The shortcomings of this approach can be illustrated by a few simple examples.

Canadian architectural histories often availed themselves of Indian villages in order to illustrate primitive stone-age architecture - Huron villages in Eastern Canada, Haida villages on the West Coast. Regrettably this rather tenuous narrative was contrary to archaeological and historical evidence as far as the West Coast was concerned. The primitive “stone age” village of the Haida was not at all stone age. By the time white men first started recording these stone-age villages, the Haida had been using trade-acquired metal tools for about a century and a half, and had developed craftsmen who were expert in using them. There is no evidence that this type of construction on the West Coast pre-dates the arrival of metal tools – hence, we are not dealing with stone-age technology.

Fortunately, we have a West Coast “Pompeii”. Ozette, a 16th-century Indian village, was preserved by a giant mud slide. At the time of its demise the community had been in existence for about a millennium and a half. The village made use of copper and, more unexpectedly, iron. The iron in the village was not of European manufacture, but bore a strong resemblance to the kind of iron in use in the 15th century among the primitive Siberian tribes or in the 14th century by the northern Mongols. Even before European contact, North West Coast Indians were well acquainted with rude iron, and expert at working with copper – hence, by definition, not stone age.

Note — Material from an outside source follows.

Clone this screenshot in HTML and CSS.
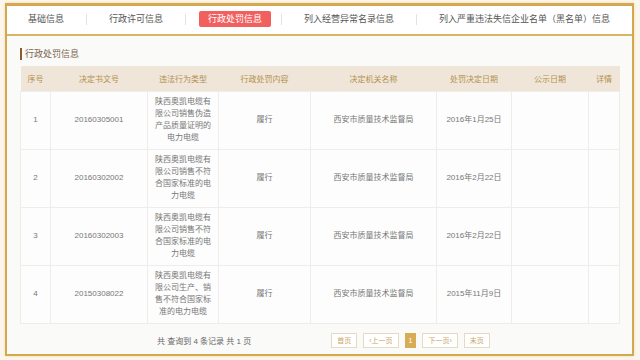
FILE: index.html
```html
<!DOCTYPE html>
<html lang="zh-CN">
<head>
    <meta charset="UTF-8">
    <meta name="viewport" content="width=device-width, initial-scale=1.0">
    <title>行政处罚信息</title>
    <link rel="stylesheet" href="styles.css">
</head>
<body>
    <div class="frame">
        <ul class="tabs">
            <li><span>基础信息</span></li>
            <li><span>行政许可信息</span></li>
            <li class="active"><span>行政处罚信息</span></li>
            <li><span>列入经营异常名录信息</span></li>
            <li><span>列入严重违法失信企业名单（黑名单）信息</span></li>
        </ul>

        <div class="panel">
            <h4 class="panel-title">行政处罚信息</h4>
            <table class="grid">
                <colgroup>
                    <col style="width:30px">
                    <col style="width:97px">
                    <col style="width:71px">
                    <col style="width:92px">
                    <col style="width:126px">
                    <col style="width:75px">
                    <col style="width:77px">
                    <col style="width:31px">
                </colgroup>
                <thead>
                    <tr>
                        <th>序号</th>
                        <th>决定书文号</th>
                        <th>违法行为类型</th>
                        <th>行政处罚内容</th>
                        <th>决定机关名称</th>
                        <th>处罚决定日期</th>
                        <th>公示日期</th>
                        <th>详情</th>
                    </tr>
                </thead>
                <tbody>
                    <tr>
                        <td>1</td>
                        <td>20160305001</td>
                        <td class="wrap">陕西奥凯电缆有限公司销售伪造产品质量证明的电力电缆</td>
                        <td>履行</td>
                        <td>西安市质量技术监督局</td>
                        <td>2016年1月25日</td>
                        <td></td>
                        <td></td>
                    </tr>
                    <tr>
                        <td>2</td>
                        <td>20160302002</td>
                        <td class="wrap">陕西奥凯电缆有限公司销售不符合国家标准的电力电缆</td>
                        <td>履行</td>
                        <td>西安市质量技术监督局</td>
                        <td>2016年2月22日</td>
                        <td></td>
                        <td></td>
                    </tr>
                    <tr>
                        <td>3</td>
                        <td>20160302003</td>
                        <td class="wrap">陕西奥凯电缆有限公司销售不符合国家标准的电力电缆</td>
                        <td>履行</td>
                        <td>西安市质量技术监督局</td>
                        <td>2016年2月22日</td>
                        <td></td>
                        <td></td>
                    </tr>
                    <tr>
                        <td>4</td>
                        <td>20150308022</td>
                        <td class="wrap">陕西奥凯电缆有限公司生产、销售不符合国家标准的电力电缆</td>
                        <td>履行</td>
                        <td>西安市质量技术监督局</td>
                        <td>2015年11月9日</td>
                        <td></td>
                        <td></td>
                    </tr>
                </tbody>
            </table>

            <div class="pager">
                <span class="pager-info">共 查询到 4 条记录 共 1 页</span>
                <div class="pager-links">
                    <a>首页</a>
                    <a>‹上一页</a>
                    <a class="current">1</a>
                    <a>下一页›</a>
                    <a>末页</a>
                </div>
            </div>
        </div>
    </div>
</body>
</html>
```

FILE: styles.css
```css
* {
    margin: 0;
    padding: 0;
    box-sizing: border-box;
}

html {
    background: #fcf7ee;
}

body {
    font-family: "Liberation Sans", "Noto Sans CJK SC", sans-serif;
    padding: 3px 6px 5px 5px;
}

/* 外框 */
.frame {
    border: 2px solid #d3a84e;
    border-top-width: 3px;
    background: #fafaf9;
    box-shadow: 0 0 3px rgba(211, 168, 78, 0.35);
}

/* 顶部选项卡 */
.tabs {
    list-style: none;
    display: flex;
    align-items: center;
    height: 30px;
    padding-bottom: 2px;
    background: #fff;
    border-bottom: 2px solid #d9b465;
    font-size: 9px;
    color: #555;
}

.tabs li {
    display: flex;
    align-items: center;
    height: 11px;
    padding: 0 13px;
}

.tabs li:first-child {
    padding-left: 12px;
}

.tabs li + li {
    border-left: 1px solid #e3e3e3;
}

.tabs li span {
    display: block;
    line-height: 12px;
    padding: 2px 9px;
    border-radius: 2px;
    white-space: nowrap;
}

.tabs li.active span {
    background: #f15f5f;
    color: #fff;
}

.tabs li.active {
    padding-right: 10px;
}

/* 内容区域 */
.panel {
    padding: 12px 12px 0 13px;
}

.panel-title {
    font-size: 9px;
    font-weight: normal;
    line-height: 12px;
    color: #7b6450;
    border-left: 2px solid #8b5b32;
    padding-left: 3px;
    margin-bottom: 6px;
}

.grid {
    width: 100%;
    table-layout: fixed;
    border-collapse: collapse;
    font-size: 8px;
    text-align: center;
}

.grid th {
    height: 25px;
    background: #efe6d9;
    color: #b58e4c;
    font-weight: normal;
}

.grid td {
    height: 58px;
    color: #777;
    background: #fdfdfd;
    border: 1px solid #efede9;
    line-height: 12px;
}

.grid td.wrap {
    padding: 0 5px;
}

/* 分页 */
.pager {
    display: flex;
    align-items: center;
    height: 26px;
    margin-top: 4px;
    font-size: 8px;
}

.pager-info {
    margin-left: 137px;
    color: #666;
    white-space: nowrap;
}

.pager-links {
    display: flex;
    gap: 6px;
    margin-left: 80px;
}

.pager-links a {
    display: block;
    height: 15px;
    line-height: 13px;
    padding: 0 5px;
    border: 1px solid #e6dac3;
    color: #c8a66c;
    font-size: 7px;
    background: #fff;
}

.pager-links a.current {
    padding: 0 3px;
    background: #d8ab55;
    border-color: #d8ab55;
    color: #fff;
}
```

Another truism of architectural categorization is that the degree of refinement, or the decorative sophistication of workmanship, is used to classify art and architecture in terms of the maturity and evolution of a style. The development of Haida art belies this theory. Even a cursory examination leads one to the immediate conclusion that the older pieces are executed to a greater degree of refinement and decoration. Some would explain this away with references to the pernicious effect of increased contact with the dominant white culture.

The other difficulty with using the primitive-to-sophisticated model is that even in Europe historic evidence belies it, whether viewed over centuries or over decades. The sophisticated Roman use of reinforced concrete was not equaled until the early 1900s. (In fact, knowledge of concrete disappeared during the middle ages and was only redeveloped in the 1700s.)

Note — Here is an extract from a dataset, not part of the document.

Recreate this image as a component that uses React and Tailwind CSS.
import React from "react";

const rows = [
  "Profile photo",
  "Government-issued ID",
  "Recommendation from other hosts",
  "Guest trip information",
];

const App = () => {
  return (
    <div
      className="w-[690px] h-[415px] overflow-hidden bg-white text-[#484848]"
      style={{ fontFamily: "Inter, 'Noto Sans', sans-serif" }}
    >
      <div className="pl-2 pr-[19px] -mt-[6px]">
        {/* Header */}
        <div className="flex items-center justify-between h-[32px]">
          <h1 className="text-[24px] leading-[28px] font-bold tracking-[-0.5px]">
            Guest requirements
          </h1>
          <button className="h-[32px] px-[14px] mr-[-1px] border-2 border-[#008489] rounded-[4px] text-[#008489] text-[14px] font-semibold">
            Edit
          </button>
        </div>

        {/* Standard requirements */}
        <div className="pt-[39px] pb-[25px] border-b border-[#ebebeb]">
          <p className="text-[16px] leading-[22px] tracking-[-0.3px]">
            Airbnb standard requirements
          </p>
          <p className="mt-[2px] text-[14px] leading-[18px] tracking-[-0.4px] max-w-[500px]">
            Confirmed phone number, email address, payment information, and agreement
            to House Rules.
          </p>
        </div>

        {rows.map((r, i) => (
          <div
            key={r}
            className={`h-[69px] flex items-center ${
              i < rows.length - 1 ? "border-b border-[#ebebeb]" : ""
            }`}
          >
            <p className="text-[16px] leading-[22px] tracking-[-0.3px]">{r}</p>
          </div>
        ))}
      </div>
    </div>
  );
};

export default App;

In terms of short trends, the primitive-to-sophisticated, plain-to-decorated approach is not even applicable in a modern Canadian context. If one examines Canadian high-street shop fronts from the early 1900s and compares them with the equivalent in the 1930s the latter are less architecturally sophisticated, and certainly less decorated, than their precursors.

This idea of progress in a single direction, rather than as a series of recurring cycles, is bequeathed to us by Judaism through the early Christian church, a subject to which we will return in a later chapter.

Ultimately, the era and culture that a building was built in is one of the best pieces of information available in determining its style. Though the Gothic and Greco-Roman Classical styles have returned in cyclical fashion, there is usually a not-so-subtle variation in each iteration. In general, architectural styles are like the hem lengths of women’s skirts – cyclical, with each iteration claiming definitive primacy.